WRITTEN INSTRUCTION ▸
Leave out the images and repeat the listing below without a single change.

━━━

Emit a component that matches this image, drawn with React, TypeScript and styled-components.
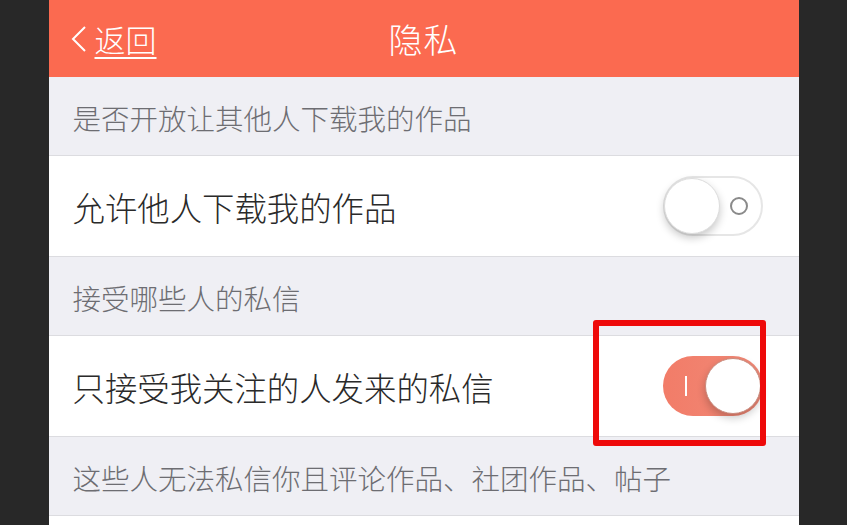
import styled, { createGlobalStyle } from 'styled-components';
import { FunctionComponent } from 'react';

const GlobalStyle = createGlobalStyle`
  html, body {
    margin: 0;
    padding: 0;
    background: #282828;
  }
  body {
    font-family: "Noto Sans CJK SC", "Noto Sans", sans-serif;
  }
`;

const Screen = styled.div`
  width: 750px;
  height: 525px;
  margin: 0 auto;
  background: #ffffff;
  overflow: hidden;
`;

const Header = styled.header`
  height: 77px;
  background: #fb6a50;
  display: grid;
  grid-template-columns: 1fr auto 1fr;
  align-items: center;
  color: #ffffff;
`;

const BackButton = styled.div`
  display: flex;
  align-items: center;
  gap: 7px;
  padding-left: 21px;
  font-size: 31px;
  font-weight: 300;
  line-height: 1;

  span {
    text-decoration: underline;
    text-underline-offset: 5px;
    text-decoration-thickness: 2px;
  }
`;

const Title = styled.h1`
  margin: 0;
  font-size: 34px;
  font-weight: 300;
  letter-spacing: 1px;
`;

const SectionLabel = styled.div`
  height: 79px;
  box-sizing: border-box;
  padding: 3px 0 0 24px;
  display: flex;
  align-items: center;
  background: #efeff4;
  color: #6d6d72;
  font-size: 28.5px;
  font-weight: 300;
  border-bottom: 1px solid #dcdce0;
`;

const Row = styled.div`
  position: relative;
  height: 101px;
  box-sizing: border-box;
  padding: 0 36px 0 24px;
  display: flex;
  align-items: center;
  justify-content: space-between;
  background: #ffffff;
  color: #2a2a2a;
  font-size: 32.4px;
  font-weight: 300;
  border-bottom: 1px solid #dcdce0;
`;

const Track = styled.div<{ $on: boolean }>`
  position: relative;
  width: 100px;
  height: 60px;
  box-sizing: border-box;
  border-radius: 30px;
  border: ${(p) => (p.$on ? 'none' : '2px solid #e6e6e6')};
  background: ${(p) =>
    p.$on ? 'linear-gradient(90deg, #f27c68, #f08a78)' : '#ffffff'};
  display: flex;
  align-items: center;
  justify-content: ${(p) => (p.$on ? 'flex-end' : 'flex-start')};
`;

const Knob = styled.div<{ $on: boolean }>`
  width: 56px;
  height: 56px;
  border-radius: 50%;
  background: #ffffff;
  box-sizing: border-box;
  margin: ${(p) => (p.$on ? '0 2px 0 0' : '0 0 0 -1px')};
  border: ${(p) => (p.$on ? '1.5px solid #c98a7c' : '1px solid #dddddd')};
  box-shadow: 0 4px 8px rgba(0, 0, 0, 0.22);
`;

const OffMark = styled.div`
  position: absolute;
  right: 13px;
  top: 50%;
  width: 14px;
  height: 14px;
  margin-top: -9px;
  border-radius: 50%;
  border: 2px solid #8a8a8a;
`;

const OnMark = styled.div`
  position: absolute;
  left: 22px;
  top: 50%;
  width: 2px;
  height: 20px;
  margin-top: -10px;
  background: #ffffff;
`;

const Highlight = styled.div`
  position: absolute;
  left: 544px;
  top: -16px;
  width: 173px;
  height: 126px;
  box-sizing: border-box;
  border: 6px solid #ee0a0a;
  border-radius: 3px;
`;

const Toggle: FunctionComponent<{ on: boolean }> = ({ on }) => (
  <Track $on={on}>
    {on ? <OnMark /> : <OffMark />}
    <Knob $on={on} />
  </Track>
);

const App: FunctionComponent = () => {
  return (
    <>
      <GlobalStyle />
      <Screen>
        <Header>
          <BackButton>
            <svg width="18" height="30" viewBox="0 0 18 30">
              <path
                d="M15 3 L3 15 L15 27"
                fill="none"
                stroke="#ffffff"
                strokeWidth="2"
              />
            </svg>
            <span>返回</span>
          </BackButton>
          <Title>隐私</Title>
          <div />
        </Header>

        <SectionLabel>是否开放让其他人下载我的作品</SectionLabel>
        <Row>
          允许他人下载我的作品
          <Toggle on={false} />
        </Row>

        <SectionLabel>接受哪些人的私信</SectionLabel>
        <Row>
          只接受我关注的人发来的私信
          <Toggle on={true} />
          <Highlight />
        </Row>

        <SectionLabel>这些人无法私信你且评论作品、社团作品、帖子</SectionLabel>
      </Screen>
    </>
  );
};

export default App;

━━━

WORKED ANSWER ▸
Emit a component that matches this image, drawn with React, TypeScript and styled-components.
import styled, { createGlobalStyle } from 'styled-components';
import { FunctionComponent } from 'react';

const GlobalStyle = createGlobalStyle`
  html, body {
    margin: 0;
    padding: 0;
    background: #282828;
  }
  body {
    font-family: "Noto Sans CJK SC", "Noto Sans", sans-serif;
  }
`;

const Screen = styled.div`
  width: 750px;
  height: 525px;
  margin: 0 auto;
  background: #ffffff;
  overflow: hidden;
`;

const Header = styled.header`
  height: 77px;
  background: #fb6a50;
  display: grid;
  grid-template-columns: 1fr auto 1fr;
  align-items: center;
  color: #ffffff;
`;

const BackButton = styled.div`
  display: flex;
  align-items: center;
  gap: 7px;
  padding-left: 21px;
  font-size: 31px;
  font-weight: 300;
  line-height: 1;

  span {
    text-decoration: underline;
    text-underline-offset: 5px;
    text-decoration-thickness: 2px;
  }
`;

const Title = styled.h1`
  margin: 0;
  font-size: 34px;
  font-weight: 300;
  letter-spacing: 1px;
`;

const SectionLabel = styled.div`
  height: 79px;
  box-sizing: border-box;
  padding: 3px 0 0 24px;
  display: flex;
  align-items: center;
  background: #efeff4;
  color: #6d6d72;
  font-size: 28.5px;
  font-weight: 300;
  border-bottom: 1px solid #dcdce0;
`;

const Row = styled.div`
  position: relative;
  height: 101px;
  box-sizing: border-box;
  padding: 0 36px 0 24px;
  display: flex;
  align-items: center;
  justify-content: space-between;
  background: #ffffff;
  color: #2a2a2a;
  font-size: 32.4px;
  font-weight: 300;
  border-bottom: 1px solid #dcdce0;
`;

const Track = styled.div<{ $on: boolean }>`
  position: relative;
  width: 100px;
  height: 60px;
  box-sizing: border-box;
  border-radius: 30px;
  border: ${(p) => (p.$on ? 'none' : '2px solid #e6e6e6')};
  background: ${(p) =>
    p.$on ? 'linear-gradient(90deg, #f27c68, #f08a78)' : '#ffffff'};
  display: flex;
  align-items: center;
  justify-content: ${(p) => (p.$on ? 'flex-end' : 'flex-start')};
`;

const Knob = styled.div<{ $on: boolean }>`
  width: 56px;
  height: 56px;
  border-radius: 50%;
  background: #ffffff;
  box-sizing: border-box;
  margin: ${(p) => (p.$on ? '0 2px 0 0' : '0 0 0 -1px')};
  border: ${(p) => (p.$on ? '1.5px solid #c98a7c' : '1px solid #dddddd')};
  box-shadow: 0 4px 8px rgba(0, 0, 0, 0.22);
`;

const OffMark = styled.div`
  position: absolute;
  right: 13px;
  top: 50%;
  width: 14px;
  height: 14px;
  margin-top: -9px;
  border-radius: 50%;
  border: 2px solid #8a8a8a;
`;

const OnMark = styled.div`
  position: absolute;
  left: 22px;
  top: 50%;
  width: 2px;
  height: 20px;
  margin-top: -10px;
  background: #ffffff;
`;

const Highlight = styled.div`
  position: absolute;
  left: 544px;
  top: -16px;
  width: 173px;
  height: 126px;
  box-sizing: border-box;
  border: 6px solid #ee0a0a;
  border-radius: 3px;
`;

const Toggle: FunctionComponent<{ on: boolean }> = ({ on }) => (
  <Track $on={on}>
    {on ? <OnMark /> : <OffMark />}
    <Knob $on={on} />
  </Track>
);

const App: FunctionComponent = () => {
  return (
    <>
      <GlobalStyle />
      <Screen>
        <Header>
          <BackButton>
            <svg width="18" height="30" viewBox="0 0 18 30">
              <path
                d="M15 3 L3 15 L15 27"
                fill="none"
                stroke="#ffffff"
                strokeWidth="2"
              />
            </svg>
            <span>返回</span>
          </BackButton>
          <Title>隐私</Title>
          <div />
        </Header>

        <SectionLabel>是否开放让其他人下载我的作品</SectionLabel>
        <Row>
          允许他人下载我的作品
          <Toggle on={false} />
        </Row>

        <SectionLabel>接受哪些人的私信</SectionLabel>
        <Row>
          只接受我关注的人发来的私信
          <Toggle on={true} />
          <Highlight />
        </Row>

        <SectionLabel>这些人无法私信你且评论作品、社团作品、帖子</SectionLabel>
      </Screen>
    </>
  );
};

export default App;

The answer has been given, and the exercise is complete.